We should not underestimate the power of his belief in the efficacy of the iron fist. He has seen it work in Tibet, Xinjiang and, most recently, Hong Kong. Mr. Putin knows how ugly and effective the process of restoring Bashar al-Assad’s rule across most of Syria has been. He notes that Nicolás Maduro still rules Venezuela, that the Castroite state retains its hold on Cuba, and that North Korea has defied decades of American sanctions. He recalls last year’s democratic rising in Belarus, and he remembers how easy it was for Alexander Lukashenko to crush it. Mr. Putin is unlikely to give up his ambitions in Ukraine, much less his power in Moscow, without giving repression every chance to succeed.

We should not delude ourselves about how far Mr. Putin could go. Since the outbreak of the war, he has been cracking down in Russia—closing the last remnants of a free press, arresting critics and tightening the laws against protest and dissent. But the Soviet era saw much more totalitarian controls and much greater terror than anything that exists in Russia today.

Would Mr. Putin rebuild the Gulag Archipelago and re-create the terror through which Stalin ruled Ukraine? If the alternative is to flee Moscow in disgrace and pass the remaining years of his life as a state pensioner in China, he will almost certainly move in that direction. Mr. Putin cemented his hold on power by deploying ruthless violence against civilians in Grozny to crush the Chechen drive for independence. Why would he yield power without using every available method to hold on?

The question is whether he can succeed.
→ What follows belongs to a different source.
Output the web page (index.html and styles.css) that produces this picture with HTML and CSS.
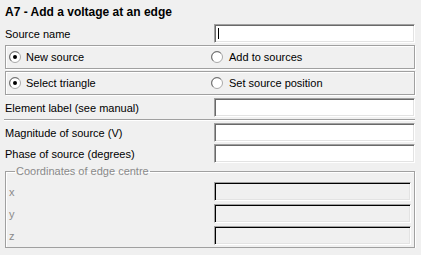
FILE: index.html
```html
<!DOCTYPE html>
<html lang="en">
<head>
  <meta charset="UTF-8" />
  <title>A7 - Add a voltage at an edge</title>
  <link rel="stylesheet" href="styles.css">
</head>
<body>
  <div class="panel">
    <div class="title">A7 - Add a voltage at an edge</div>

    <div class="field first">
      <span class="label">Source name</span>
      <div class="edit"><span class="caret"></span></div>
    </div>

    <div class="radio-box">
      <div class="radio-col">
        <svg class="radio" width="12" height="12" viewBox="0 0 12 12">
          <circle cx="6" cy="6" r="5.5" fill="#fff" stroke="#a8a8a8"/>
          <path d="M2.2 9.8 A5.3 5.3 0 0 1 9.8 2.2" fill="none" stroke="#6e6e6e"/>
          <circle cx="6" cy="6" r="2" fill="#000"/>
        </svg>
        <span>New source</span>
      </div>
      <div class="radio-col">
        <svg class="radio" width="12" height="12" viewBox="0 0 12 12">
          <circle cx="6" cy="6" r="5.5" fill="#fff" stroke="#a8a8a8"/>
          <path d="M2.2 9.8 A5.3 5.3 0 0 1 9.8 2.2" fill="none" stroke="#6e6e6e"/>
        </svg>
        <span>Add to sources</span>
      </div>
    </div>

    <div class="radio-box">
      <div class="radio-col">
        <svg class="radio" width="12" height="12" viewBox="0 0 12 12">
          <circle cx="6" cy="6" r="5.5" fill="#fff" stroke="#a8a8a8"/>
          <path d="M2.2 9.8 A5.3 5.3 0 0 1 9.8 2.2" fill="none" stroke="#6e6e6e"/>
          <circle cx="6" cy="6" r="2" fill="#000"/>
        </svg>
        <span>Select triangle</span>
      </div>
      <div class="radio-col">
        <svg class="radio" width="12" height="12" viewBox="0 0 12 12">
          <circle cx="6" cy="6" r="5.5" fill="#fff" stroke="#a8a8a8"/>
          <path d="M2.2 9.8 A5.3 5.3 0 0 1 9.8 2.2" fill="none" stroke="#6e6e6e"/>
        </svg>
        <span>Set source position</span>
      </div>
    </div>

    <div class="field spaced">
      <span class="label">Element label (see manual)</span>
      <div class="edit"></div>
    </div>

    <div class="separator"></div>

    <div class="field">
      <span class="label">Magnitude of source (V)</span>
      <div class="edit"></div>
    </div>
    <div class="field">
      <span class="label">Phase of source (degrees)</span>
      <div class="edit"></div>
    </div>

    <fieldset class="group">
      <legend>Coordinates of edge centre</legend>
      <div class="field inner">
        <span class="label dim">x</span>
        <div class="edit disabled"></div>
      </div>
      <div class="field inner">
        <span class="label dim">y</span>
        <div class="edit disabled"></div>
      </div>
      <div class="field inner">
        <span class="label dim">z</span>
        <div class="edit disabled"></div>
      </div>
    </fieldset>
  </div>
</body>
</html>
```

FILE: styles.css
```css
body {
  margin: 0;
  background: #f0f0f0;
  color: #000;
  font-family: 'Liberation Sans', Arial, sans-serif;
  font-size: 11px;
}
.panel {
  width: 410px;
  padding: 4px 0 0 5px;
}
.title {
  font-size: 12px;
  font-weight: bold;
  height: 16px;
  line-height: 16px;
}
.field {
  display: flex;
  align-items: center;
  height: 19px;
  margin-top: 2px;
}
.field.first {
  margin-top: 4px;
}
.field.spaced {
  margin-top: 3px;
}
.label {
  width: 209px;
  flex: none;
}
.edit {
  box-sizing: border-box;
  width: 201px;
  height: 19px;
  background: #fff;
  border: 1px solid;
  border-color: #a0a0a0 #fff #fff #a0a0a0;
  box-shadow: inset 1px 1px 0 #696969, inset -1px -1px 0 #e3e3e3;
  padding: 3px 3px 2px;
}
.edit.disabled {
  width: 197px;
  background: #f0f0f0;
  box-shadow: inset 1px 1px 0 #000, inset -1px -1px 0 #e3e3e3;
}
.caret {
  display: block;
  width: 1px;
  height: 11px;
  background: #000;
}
.radio-box {
  box-sizing: border-box;
  display: flex;
  align-items: center;
  height: 24px;
  width: 410px;
  margin-top: 2px;
  border: 1px solid #a0a0a0;
  box-shadow: inset 1px 1px 0 #fff, 1px 1px 0 #fff;
  padding-left: 3px;
}
.radio-col {
  display: flex;
  align-items: center;
  gap: 5px;
  width: 202px;
}
.radio-col + .radio-col {
  gap: 6px;
}
.radio {
  flex: none;
}
.separator {
  width: 411px;
  margin: 2px 0 2px -1px;
  border-top: 1px solid #a0a0a0;
  border-bottom: 1px solid #fff;
}
.group {
  box-sizing: border-box;
  width: 410px;
  margin: 2px 0 0 0;
  padding: 1px 2px 2px 3px;
  border: 1px solid #a0a0a0;
  box-shadow: inset 1px 1px 0 #fff, 1px 1px 0 #fff;
}
.group legend {
  color: #8a8a8a;
  padding: 0 1px;
  margin-left: 6px;
  line-height: 13px;
}
.field.inner {
  margin-top: 3px;
}
.field.inner .label {
  width: 205px;
}
.dim {
  color: #8a8a8a;
}
```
On the one hand, Mr. Putin’s state and the Russian bureaucracy today lack the ideological commitment and the experience of civil war that made Stalin’s Communist Party such an effective instrument of mass repression and terror. Today’s security agency, the FSB, is less powerful than the KGB, much less is it a match for the NKVD of Stalin’s time. There is also a question of how far into the darkness Mr. Putin’s allies are ready to travel with him.

Yet the technologies deployed across China under Xi Jinping make repression and social control much easier than ever. It is in any case easier to build an effective police state than to build a modern army, and the men who enabled Mr. Putin’s march into Ukraine may well continue to support him as he marches deeper into the Russian past.

Mr. Putin’s political career demonstrates three unwavering commitments: to his personal power, to the expansion of Russia, and to the superiority of authoritarian society over the liberal West. Unfortunately for the Russian and Ukrainian peoples, these principles will likely shape his decisions in the days and weeks to come.